Stored data entries –
-- Start --
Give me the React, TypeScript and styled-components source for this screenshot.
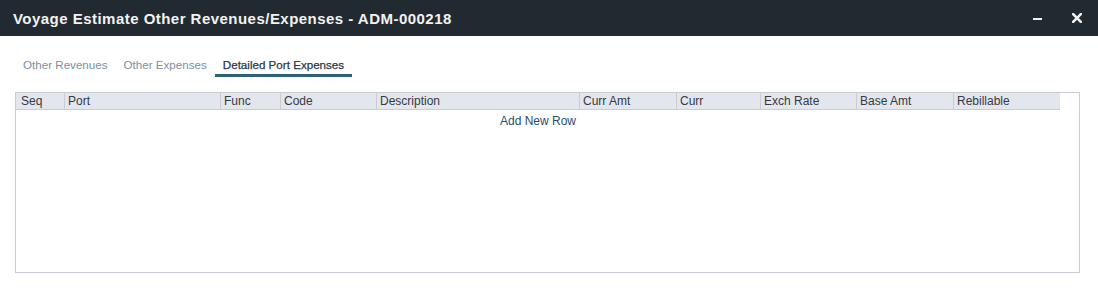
import React from "react";
import styled, { createGlobalStyle } from "styled-components";

const GlobalStyle = createGlobalStyle`
  html, body { margin: 0; padding: 0; background: #ffffff; }
  body { font-family: "Liberation Sans", Arial, sans-serif; }
  * { box-sizing: border-box; }
`;

const Page = styled.div`
  width: 1098px;
  height: 298px;
  background: #fff;
  display: flex;
  flex-direction: column;
`;

const TitleBar = styled.div`
  height: 36px;
  background: #222a31;
  display: flex;
  align-items: center;
  padding: 0 13px;
`;

const Title = styled.div`
  flex: 1;
  color: #f2f2f2;
  font-size: 15px;
  font-weight: bold;
  letter-spacing: 0.47px;
  line-height: 18px;
  padding-top: 1px;
`;

const Controls = styled.div`
  display: flex;
  align-items: center;
  gap: 30px;
  padding-right: 3px;
`;

const IconButton = styled.button`
  background: none;
  border: none;
  padding: 0;
  width: 10px;
  height: 12px;
  display: flex;
  align-items: center;
  justify-content: center;
  cursor: pointer;
`;

const Body = styled.div`
  padding: 22px 18px 0 15px;
  display: flex;
  flex-direction: column;
`;

const Tabs = styled.div`
  display: flex;
  align-items: flex-end;
`;

const Tab = styled.div<{ $active?: boolean }>`
  padding: 0 8px 2px;
  font-size: 11.62px;
  line-height: 14px;
  color: ${(p) => (p.$active ? "#26394d" : "#7990a4")};
  border-bottom: 3px solid ${(p) => (p.$active ? "#2e5f79" : "transparent")};
  -webkit-text-stroke: ${(p) => (p.$active ? "0.25px #26394d" : "0")};
  cursor: pointer;
  white-space: nowrap;
`;

const GridFrame = styled.div`
  margin-top: 15px;
  width: 1065px;
  height: 181px;
  border: 1px solid #c9ccd6;
  display: flex;
  flex-direction: column;
`;

const columns = [48, 156, 60, 96, 203, 97, 84, 96, 97, 107];

const HeaderRow = styled.div`
  display: grid;
  grid-template-columns: ${columns.map((c) => `${c}px`).join(" ")};
  width: ${columns.reduce((a, b) => a + b, 0)}px;
  background: #e4e6ee;
  border-bottom: 1px solid #c9ccd6;
  height: 17px;
`;

const HeaderCell = styled.div<{ $first?: boolean }>`
  font-size: 12px;
  line-height: 16px;
  color: #333a44;
  padding-left: ${(p) => (p.$first ? "5px" : "3px")};
  border-left: ${(p) => (p.$first ? "none" : "1px solid #c9ccd6")};
  white-space: nowrap;
  overflow: hidden;
`;

const AddRow = styled.div`
  width: ${columns.reduce((a, b) => a + b, 0)}px;
  text-align: center;
  font-size: 12px;
  line-height: 22px;
  color: #2b4c6b;
  cursor: pointer;
`;

const headers = [
  "Seq",
  "Port",
  "Func",
  "Code",
  "Description",
  "Curr Amt",
  "Curr",
  "Exch Rate",
  "Base Amt",
  "Rebillable",
];

export default function App() {
  return (
    <>
      <GlobalStyle />
      <Page>
        <TitleBar>
          <Title>Voyage Estimate Other Revenues/Expenses - ADM-000218</Title>
          <Controls>
            <IconButton aria-label="minimize">
              <svg width="9" height="12" viewBox="0 0 9 12">
                <rect x="0" y="6" width="9" height="2" fill="#f2f2f2" />
              </svg>
            </IconButton>
            <IconButton aria-label="close">
              <svg width="10" height="10" viewBox="0 0 10 10">
                <path
                  d="M1.2 1.2 L8.8 8.8 M8.8 1.2 L1.2 8.8"
                  stroke="#f2f2f2"
                  strokeWidth="2.6"
                  strokeLinecap="square"
                />
              </svg>
            </IconButton>
          </Controls>
        </TitleBar>
        <Body>
          <Tabs>
            <Tab>Other Revenues</Tab>
            <Tab>Other Expenses</Tab>
            <Tab $active>Detailed Port Expenses</Tab>
          </Tabs>
          <GridFrame>
            <HeaderRow>
              {headers.map((h, i) => (
                <HeaderCell key={h} $first={i === 0}>
                  {h}
                </HeaderCell>
              ))}
            </HeaderRow>
            <AddRow>Add New Row</AddRow>
          </GridFrame>
        </Body>
      </Page>
    </>
  );
}
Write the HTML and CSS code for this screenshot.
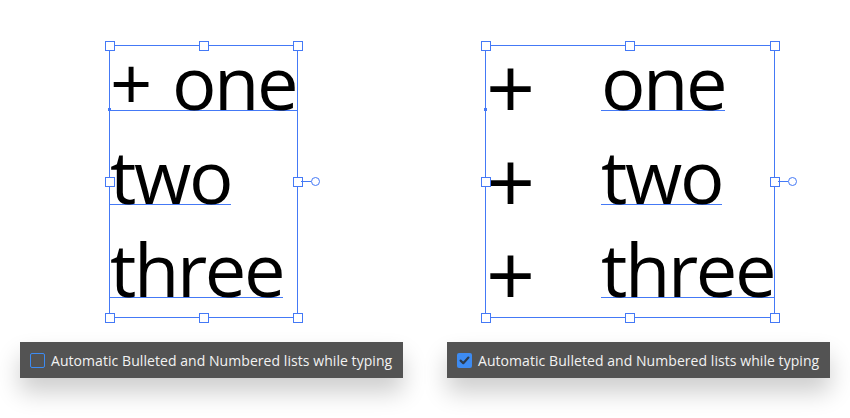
FILE: index.html
```html
<!DOCTYPE html>
<html lang="en">
<head>
<meta charset="utf-8">
<title>Automatic bulleted lists</title>
<link rel="stylesheet" href="styles.css">
</head>
<body>
<div class="stage">
  <section class="panel">
    <div class="frame frame-left">
      <div class="lines">
        <div class="row row-first"><span class="word">+</span><span class="word gap">one</span></div>
        <div class="row"><span class="word under">two</span></div>
        <div class="row"><span class="word under">three</span></div>
      </div>
      <span class="anchor"></span>
      <span class="handle tl"></span><span class="handle tm"></span><span class="handle tr"></span>
      <span class="handle ml"></span><span class="handle mr"></span>
      <span class="handle bl"></span><span class="handle bm"></span><span class="handle br"></span>
      <span class="port"><span class="port-line"></span><span class="port-dot"></span></span>
    </div>
    <div class="bar">
      <span class="check"></span>
      <span class="label">Automatic Bulleted and Numbered lists while typing</span>
    </div>
  </section>
  <section class="panel">
    <div class="frame frame-right">
      <div class="lines">
        <div class="row"><span class="bullet">+</span><span class="word under">one</span></div>
        <div class="row"><span class="bullet">+</span><span class="word under">two</span></div>
        <div class="row"><span class="bullet">+</span><span class="word under last">three</span></div>
      </div>
      <span class="anchor"></span>
      <span class="handle tl"></span><span class="handle tm"></span><span class="handle tr"></span>
      <span class="handle ml"></span><span class="handle mr"></span>
      <span class="handle bl"></span><span class="handle bm"></span><span class="handle br"></span>
      <span class="port"><span class="port-line"></span><span class="port-dot"></span></span>
    </div>
    <div class="bar">
      <span class="check checked"><svg viewBox="0 0 15 15" width="15" height="15"><path d="M3.6 7.6 L6.3 10.2 L11.4 4.6" fill="none" stroke="#2c3b4d" stroke-width="2.2" stroke-linecap="round" stroke-linejoin="round"/></svg></span>
      <span class="label">Automatic Bulleted and Numbered lists while typing</span>
    </div>
  </section>
</div>
</body>
</html>
```
FILE: styles.css
```css
* { box-sizing: border-box; }
html, body { margin: 0; background: #ffffff; }
body { width: 850px; height: 418px; overflow: hidden; }

.stage {
  display: flex;
  gap: 44px;
  padding-left: 20px;
}

.panel {
  display: flex;
  flex-direction: column;
  width: 383px;
}

.frame {
  position: relative;
  margin-top: 45px;
  height: 273px;
  border: 1px solid #4479f6;
}
.frame-left { margin-left: 89px; width: 189px; }
.frame-right { margin-left: 38px; width: 290px; }

.lines {
  display: grid;
  grid-template-rows: 65px 94px 93px;
  font-family: "Open Sans", "Noto Sans", sans-serif;
  font-size: 74px;
  color: #000;
}

.row {
  display: flex;
  align-items: flex-end;
}
.row-first { border-bottom: 1px solid #4479f6; }

.word {
  line-height: 0.776;
  letter-spacing: -2.4px;
  white-space: pre;
}
.word.gap { margin-left: 22px; }
.word.under { border-bottom: 1px solid #4479f6; }
.frame-right .word.last { flex: 1; }

.bullet {
  flex: 0 0 115px;
  font-size: 86px;
  line-height: 0.776;
  margin-bottom: -10px;
}

.anchor {
  position: absolute;
  left: -2px;
  top: 62px;
  width: 3px;
  height: 3px;
  background: #4479f6;
}

.handle {
  position: absolute;
  width: 10px;
  height: 10px;
  background: #fff;
  border: 1.5px solid #4479f6;
}
.tl { left: -5.5px; top: -5.5px; }
.tm { left: calc(50% - 5px); top: -5.5px; }
.tr { right: -5.5px; top: -5.5px; }
.ml { left: -5.5px; top: calc(50% - 5px); }
.mr { right: -5.5px; top: calc(50% - 5px); }
.bl { left: -5.5px; bottom: -5.5px; }
.bm { left: calc(50% - 5px); bottom: -5.5px; }
.br { right: -5.5px; bottom: -5.5px; }

.port {
  position: absolute;
  right: -23px;
  top: calc(50% - 4.5px);
  display: flex;
  align-items: center;
  height: 9px;
}
.port-line {
  width: 10px;
  height: 1px;
  background: #4479f6;
}
.port-dot {
  width: 9px;
  height: 9px;
  border: 1.2px solid #4479f6;
  border-radius: 50%;
  background: #fff;
}

.bar {
  margin-top: 24px;
  height: 36px;
  background: #535353;
  display: flex;
  align-items: center;
  padding-left: 10px;
  gap: 6px;
  box-shadow: 0 14px 24px rgba(0, 0, 0, 0.2);
}

.check {
  flex: 0 0 15px;
  width: 15px;
  height: 15px;
  border: 1.5px solid #3d8bf2;
  border-radius: 2px;
  display: flex;
  align-items: center;
  justify-content: center;
}
.check.checked {
  background: #3d8bf2;
  border: none;
}
.check svg { display: block; }

.label {
  font-family: "Open Sans", "Noto Sans", sans-serif;
  font-size: 14px;
  letter-spacing: 0.06px;
  color: #f2f2f2;
  white-space: nowrap;
}
```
-- End --
Task description –
State the number of lines holding the word "components" in the listing. Add nothing else.

Output below –
2